Exercise goal
Your task is to reproduce, verbatim and without pictures, the lines from the opening of the listing through the line containing "string; children?: React.ReactNode".

Excerpt from a dataset:

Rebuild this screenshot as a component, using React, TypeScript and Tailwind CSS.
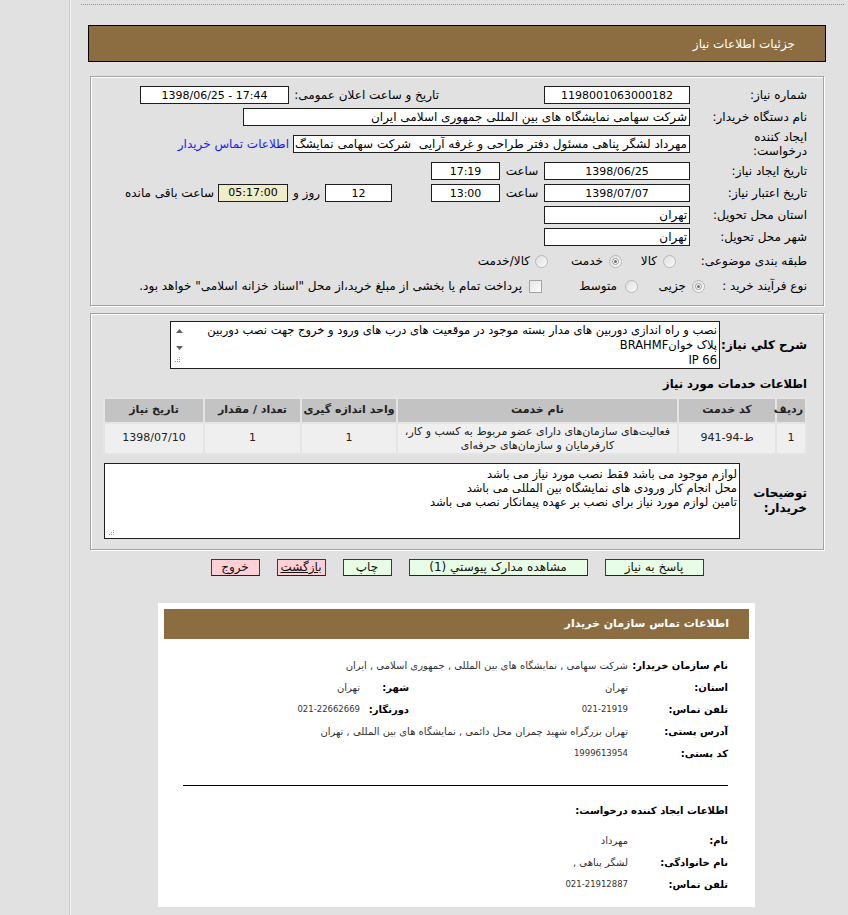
import React from 'react';

type P = { className?: string; children?: React.ReactNode };

function Field({ className = '', children }: P) {
  return (
    <div
      className={`h-[18px] border border-[#1e1e1e] bg-white flex items-center overflow-hidden whitespace-nowrap text-[12px] leading-none shrink-0 ${className}`}
    >
      {children}
    </div>
  );
}

function Num({ children }: P) {
  return (
    <span dir="ltr" className="text-[11px]">
      {children}
    </span>
  );
}

function Label({ className = '', children }: P) {
  return <div className={`shrink-0 text-[12px] leading-[14px] text-black whitespace-nowrap ${className}`}>{children}</div>;
}

function Radio({ checked = false }: { checked?: boolean }) {
  return (
    <span className="w-[13px] h-[13px] rounded-full border border-[#b9b9b9] bg-gradient-to-br from-[#dedede] to-[#fbfbfb] flex items-center justify-center shrink-0">
      {checked && (
        <span className="w-[7px] h-[7px] rounded-full border border-[#9a9a9a] bg-white flex items-center justify-center">
          <span className="w-[3px] h-[3px] rounded-full bg-[#6f6f6f]" />
        </span>
      )}
    </span>
  );
}

function Grip() {
  return (
    <svg width="7" height="7" viewBox="0 0 7 7" className="block">
      <rect x="5" y="1" width="1" height="1" fill="#9a9a9a" />
      <rect x="3" y="3" width="1" height="1" fill="#9a9a9a" />
      <rect x="5" y="3" width="1" height="1" fill="#9a9a9a" />
      <rect x="1" y="5" width="1" height="1" fill="#9a9a9a" />
      <rect x="3" y="5" width="1" height="1" fill="#9a9a9a" />
      <rect x="5" y="5" width="1" height="1" fill="#9a9a9a" />
    </svg>
  );
}

function Btn({ className = '', children }: P) {
  return (
    <div
      className={`h-[17px] border border-[#3a3a3a] border-b-[#222] flex items-end justify-center text-[12px] leading-[15px] text-[#111] shrink-0 whitespace-nowrap ${className}`}
    >
      {children}
    </div>
  );
}

function CardRow({
  label,
  value,
  label2,
  value2,
  num = false,
}: {
  label: string;
  value: string;
  label2?: string;
  value2?: string;
  num?: boolean;
}) {
  return (
    <div className="flex items-center h-[22px]">
      <div className="w-[100px] shrink-0 font-bold text-[10px] text-black whitespace-nowrap">{label}</div>
      <div
        className={`${label2 ? 'w-[219px]' : ''} ${num ? 'text-[8.5px]' : 'text-[10px]'} shrink-0 text-[#333] whitespace-nowrap`}
      >
        {value}
      </div>
      {label2 && <div className="w-[49px] shrink-0 font-bold text-[10px] text-black whitespace-nowrap">{label2}</div>}
      {value2 && <div className={`${num ? 'text-[8.5px]' : 'text-[10px]'} shrink-0 text-[#333] whitespace-nowrap`}>{value2}</div>}
    </div>
  );
}

export default function App() {
  return (
    <div className="w-[848px] h-[915px] overflow-hidden bg-[#e1e1e1] flex font-['DejaVu_Sans','Noto_Sans',sans-serif] text-black">
      <div className="w-[70px] h-full shrink-0 border-r border-[#cbcbcb]" />
      <div className="w-[777px] h-full shrink-0 border-l border-[#f2f2f2]">
        {/* dotted top line */}
        <div className="ml-[10px] mr-[3px] mt-[4px] border-t border-dotted border-[#8c8c8c]" />

        {/* brown title */}
        <div
          dir="rtl"
          className="mt-[20px] ml-[17px] w-[738px] h-[37px] border border-black bg-[#8c6d42] flex items-center pr-[30px] text-white text-[12px]"
        >
          جزئیات اطلاعات نیاز
        </div>

        {/* panel 1 */}
        <div
          dir="rtl"
          className="mt-[14px] ml-[19px] w-[734px] h-[230px] border border-[#a3a3a3] shadow-[inset_1px_1px_0_#ffffff,1px_1px_0_#ffffff] pt-[7px] pr-[16px]"
        >
          <div className="flex items-center h-[22px]">
            <Label className="w-[111px]">شماره نیاز:</Label>
            <Field className="mr-[6px] w-[146px] justify-center">
              <Num>1198001063000182</Num>
            </Field>
            <Label className="mr-[105px] w-[144px]">تاریخ و ساعت اعلان عمومی:</Label>
            <Field className="mr-[6px] w-[149px] justify-center">
              <Num>1398/06/25 - 17:44</Num>
            </Field>
          </div>
          <div className="flex items-center h-[22px]">
            <Label className="w-[111px]">نام دستگاه خریدار:</Label>
            <Field className="mr-[6px] w-[447px] pr-[2px]">شرکت سهامی نمایشگاه های بین المللی جمهوری اسلامی ایران</Field>
          </div>
          <div className="flex items-center h-[32px]">
            <Label className="w-[111px]">
              <div>ایجاد کننده</div>
              <div>درخواست:</div>
            </Label>
            <Field className="mr-[6px] w-[397px] pr-[2px]">
              مهرداد لشگر پناهی مسئول دفتر طراحی و غرفه آرایی&nbsp; شرکت سهامی نمایشگ
            </Field>
            <div className="mr-[4px] text-[12px] text-[#1a1aee] whitespace-nowrap">اطلاعات تماس خریدار</div>
          </div>
          <div className="flex items-center h-[22px]">
            <Label className="w-[111px]">تاریخ ایجاد نیاز:</Label>
            <Field className="mr-[6px] w-[146px] justify-center">
              <Num>1398/06/25</Num>
            </Field>
            <Label className="w-[44px] text-center">ساعت</Label>
            <Field className="w-[69px] justify-center">
              <Num>17:19</Num>
            </Field>
          </div>
          <div className="flex items-center h-[22px]">
            <Label className="w-[111px]">تاریخ اعتبار نیاز:</Label>
            <Field className="mr-[6px] w-[146px] justify-center">
              <Num>1398/07/07</Num>
            </Field>
            <Label className="w-[44px] text-center">ساعت</Label>
            <Field className="w-[69px] justify-center">
              <Num>13:00</Num>
            </Field>
            <Field className="mr-[39px] w-[67px] justify-center">
              <Num>12</Num>
            </Field>
            <Label className="w-[37px] text-center">روز و</Label>
            <div className="h-[18px] w-[70px] border border-[#1e1e1e] bg-[#efecca] flex items-center justify-center text-[11px] shrink-0">
              05:17:00
            </div>
            <Label className="mr-[4px]">ساعت باقی مانده</Label>
          </div>
          <div className="flex items-center h-[22px]">
            <Label className="w-[111px]">استان محل تحویل:</Label>
            <Field className="mr-[6px] w-[146px] pr-[2px]">تهران</Field>
          </div>
          <div className="flex items-center h-[22px]">
            <Label className="w-[111px]">شهر محل تحویل:</Label>
            <Field className="mr-[6px] w-[146px] pr-[2px]">تهران</Field>
          </div>
          <div className="flex items-center h-[26px]">
            <Label className="w-[111px]">طبقه بندی موضوعی:</Label>
            <div className="mr-[20px] w-[54px] flex items-center shrink-0">
              <Radio />
              <span className="mr-[6px] text-[12px]">کالا</span>
            </div>
            <div className="w-[74px] flex items-center shrink-0">
              <Radio checked />
              <span className="mr-[6px] text-[12px]">خدمت</span>
            </div>
            <div className="flex items-center shrink-0">
              <Radio />
              <span className="mr-[5px] text-[12px]">کالا/خدمت</span>
            </div>
          </div>
          <div className="flex items-center h-[24px]">
            <Label className="w-[102px]">نوع فرآیند خرید :</Label>
            <div className="w-[67px] flex items-center shrink-0">
              <Radio checked />
              <span className="mr-[6px] text-[12px]">جزیی</span>
            </div>
            <div className="w-[96px] flex items-center shrink-0">
              <Radio />
              <span className="mr-[8px] text-[12px]">متوسط</span>
            </div>
            <div className="flex items-center shrink-0">
              <span className="w-[13px] h-[13px] border border-[#a3a3a3] bg-gradient-to-br from-[#e6e6e6] to-[#fcfcfc] shrink-0" />
              <span className="mr-[7px] text-[12px] whitespace-nowrap">
                پرداخت تمام یا بخشی از مبلغ خرید،از محل "اسناد خزانه اسلامی" خواهد بود.
              </span>
            </div>
          </div>
        </div>

        {/* panel 2 */}
        <div
          dir="rtl"
          className="mt-[7px] ml-[19px] w-[734px] h-[237px] border border-[#a3a3a3] shadow-[inset_1px_1px_0_#ffffff,1px_1px_0_#ffffff] pt-[7px] pr-[16px]"
        >
          <div className="flex items-center h-[48px]">
            <div className="w-[87px] shrink-0 font-bold text-[12px] whitespace-nowrap">شرح کلي نیاز:</div>
            <div className="w-[550px] h-[48px] border border-[#1e1e1e] bg-white flex shrink-0">
              <div className="flex-1 overflow-hidden pr-[2px] pt-[1px] text-[11.5px] leading-[15px]">
                <div className="whitespace-nowrap overflow-hidden">
                  نصب و راه اندازی دوربین های مدار بسته موجود در موقعیت های درب های ورود و خروج جهت نصب دوربین
                </div>
                <div className="whitespace-nowrap">پلاک خوانBRAHMF</div>
                <div className="whitespace-nowrap">IP 66</div>
              </div>
              <div className="w-[16px] shrink-0 flex flex-col items-center pt-[7px]">
                <svg width="7" height="4" viewBox="0 0 7 4" className="block">
                  <path d="M0 4 L3.5 0 L7 4 Z" fill="#606060" />
                </svg>
                <svg width="7" height="4" viewBox="0 0 7 4" className="block mt-[13px]">
                  <path d="M0 0 L3.5 4 L7 0 Z" fill="#606060" />
                </svg>
                <div className="mt-[6px] mr-[4px]">
                  <Grip />
                </div>
              </div>
            </div>
          </div>

          <div className="mt-[7px] h-[16px] leading-[16px] font-bold text-[11.5px] whitespace-nowrap">اطلاعات خدمات مورد نیاز</div>

          <table className="mt-[5px] w-[702px] border-collapse table-fixed text-[11px]">
            <colgroup>
              <col className="w-[30px]" />
              <col className="w-[98px]" />
              <col className="w-[281px]" />
              <col className="w-[96px]" />
              <col className="w-[97px]" />
              <col className="w-[100px]" />
            </colgroup>
            <thead>
              <tr className="h-[25px] bg-[#c3c3c3] font-bold text-[#222]">
                <th className="border-2 border-[#e4e4e4] font-bold text-right pr-[2px]">ردیف</th>
                <th className="border-2 border-[#e4e4e4] font-bold">کد خدمت</th>
                <th className="border-2 border-[#e4e4e4] font-bold">نام خدمت</th>
                <th className="border-2 border-[#e4e4e4] font-bold">واحد اندازه گیری</th>
                <th className="border-2 border-[#e4e4e4] font-bold">تعداد / مقدار</th>
                <th className="border-2 border-[#e4e4e4] font-bold">تاریخ نیاز</th>
              </tr>
            </thead>
            <tbody>
              <tr className="h-[31px] bg-[#efefef] text-[#222]">
                <td className="border-2 border-[#e4e4e4] text-center">1</td>
                <td className="border-2 border-[#e4e4e4] text-center">
                  <span dir="ltr" className="inline-flex">
                    <span>941-94-</span>
                    <span>ط</span>
                  </span>
                </td>
                <td className="border-2 border-[#e4e4e4] text-center leading-[14px]">
                  <div>فعالیت‌های سازمان‌های دارای عضو مربوط به کسب و کار،</div>
                  <div>کارفرمایان و سازمان‌های حرفه‌ای</div>
                </td>
                <td className="border-2 border-[#e4e4e4] text-center">1</td>
                <td className="border-2 border-[#e4e4e4] text-center">1</td>
                <td className="border-2 border-[#e4e4e4] text-center">1398/07/10</td>
              </tr>
            </tbody>
          </table>

          <div className="mt-[8px] flex items-center h-[76px]">
            <div className="w-[67px] shrink-0 font-bold text-[12px] leading-[15px]">
              <div>توضیحات</div>
              <div>خریدار:</div>
            </div>
            <div className="w-[636px] h-[76px] border border-[#1e1e1e] bg-white flex shrink-0">
              <div className="flex-1 pr-[2px] pt-[3px] text-[11.5px] leading-[14px]">
                <div className="whitespace-nowrap">لوازم موجود می باشد فقط نصب مورد نیاز می باشد</div>
                <div className="whitespace-nowrap">محل انجام کار ورودی های نمایشگاه بین المللی می باشد</div>
                <div className="whitespace-nowrap">تامین لوازم مورد نیاز برای نصب بر عهده پیمانکار نصب می باشد</div>
              </div>
              <div className="w-[12px] shrink-0 flex flex-col justify-end items-center pb-[2px]">
                <Grip />
              </div>
            </div>
          </div>
        </div>

        {/* buttons */}
        <div dir="rtl" className="mt-[9px] ml-[17px] w-[738px] flex justify-center gap-[17px]">
          <Btn className="w-[99px] bg-[#e7fde5]">پاسخ به نیاز</Btn>
          <Btn className="w-[179px] bg-[#e7fde5]">مشاهده مدارک پیوستي (1)</Btn>
          <Btn className="w-[49px] bg-[#e7fde5]">چاپ</Btn>
          <Btn className="w-[49px] bg-[#fdd0d6] underline">بازگشت</Btn>
          <Btn className="w-[49px] bg-[#fdd0d6]">خروج</Btn>
        </div>

        {/* contact card */}
        <div dir="rtl" className="mt-[27px] ml-[87px] w-[597px] h-[304px] bg-white pt-[6px]">
          <div className="mx-[6px] h-[30px] bg-[#8c6d42] flex items-center pr-[20px] text-white font-bold text-[11px]">
            اطلاعات تماس سازمان خریدار
          </div>
          <div className="pr-[27px] mt-[15px]">
            <CardRow label="نام سازمان خریدار:" value="شرکت سهامی , نمایشگاه های بین المللی , جمهوری اسلامی , ایران" />
            <CardRow label="استان:" value="تهران" label2="شهر:" value2="تهران" />
            <CardRow label="تلفن تماس:" value="021-21919" label2="دورنگار:" value2="021-22662669" num />
            <CardRow label="آدرس پستی:" value="تهران بزرگراه شهید چمران محل دائمی , نمایشگاه های بین المللی , تهران" />
            <CardRow label="کد پستی:" value="1999613954" num />
            <div className="mt-[21px] w-[545px] border-t border-black" />
            <div className="mt-[13px] h-[22px] flex items-center font-bold text-[10px]">اطلاعات ایجاد کننده درخواست:</div>
            <div className="mt-[8px]">
              <CardRow label="نام:" value="مهرداد" />
              <CardRow label="نام خانوادگی:" value="لشگر پناهی ," />
              <CardRow label="تلفن تماس:" value="021-21912887" num />
            </div>
          </div>
        </div>
      </div>
    </div>
  );
}
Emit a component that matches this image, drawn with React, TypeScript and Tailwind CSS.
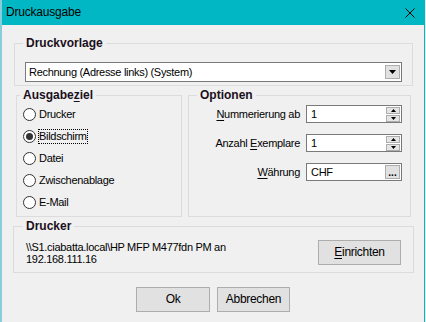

Result for this task
Rebuild this screenshot as a component, using React, TypeScript and Tailwind CSS.
import React from 'react';

type P = { className?: string; children?: React.ReactNode };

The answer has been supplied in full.